ATLAS takes a closer look at W+jets

The ATLAS collaboration has updated its measurement of the production of W bosons in association with jets (W+jets), which is an important channel at the LHC for precision comparisons with QCD. A precise understanding of these event topologies is also vital for searches for physics beyond the Standard Model because many new models predict a similar experimental signature.

In recent years, the analysis and understanding of W+jets production has undergone two major advancements. The first is the large amount of data available from the LHC, and the extended kinematic reach that results both from the collider’s centre-of-mass energy – which allows for measurements of jets with a transverse momentum (p_T) of up to 1 TeV and multiplicities of up to seven jets – and the expanded detector calorimeter coverage, which can measure jets at large rapidities. Unlike at previous colliders, where the p_T values for the jets were a few hundred giga-electron-volts at most, the transverse momentum of the jets at the LHC can be more than an order of magnitude larger than the mass of the W boson itself. In these cases, large QCD corrections can be associated to the multiple scales in the event, and these are difficult to predict by fixed-order calculations. Also, because of the disparity in the scales between the mass of the W boson and the p_T of the jet, electroweak corrections can play a major role. The second advancement is the availability of next-to-leading-order (NLO) predictions in perturbative QCD for events with large numbers of associated jets. These calculations have smaller theoretical uncertainties compared with leading-order predictions.

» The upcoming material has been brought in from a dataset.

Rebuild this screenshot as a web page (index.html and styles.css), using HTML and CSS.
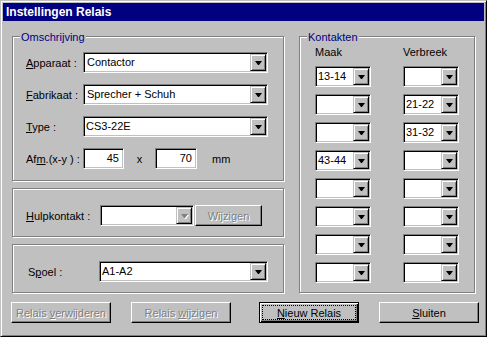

The recent ATLAS measurement of W+jets production focuses on detailed comparisons between the jet and event properties that are observed and several state-of-the-art theory predictions. The figure highlights the differential cross-section as a function of the p_T of the leading jet, i.e., the highest transverse momentum. The data are compared with leading-order calculations (Alpgen, Sherpa), NLO calculations (Blackhat+Sherpa, MEPS@NLO), and beyond NLO calculations (LoopSim, Blackhat+Sherpa exclusive sums). At large values of the jet’s p_T, the higher-order calculations tend to underestimate the data. In these regions of phase space, additional corrections to the cross-sections from electroweak diagrams are expected to be sizable. However, they are also expected to be negative, and therefore cannot account for this trend. The leading-order predictions model this particular distribution better, but in other kinematic observables, such as the jet rapidity, their description of the data is not as good.

This result is based on the measurement of more than 25 different properties of W+jet events. No single theoretical prediction can describe the data accurately for all distributions. These results will help to improve understanding of QCD and motivate more accurate theoretical calculations for future comparisons with data.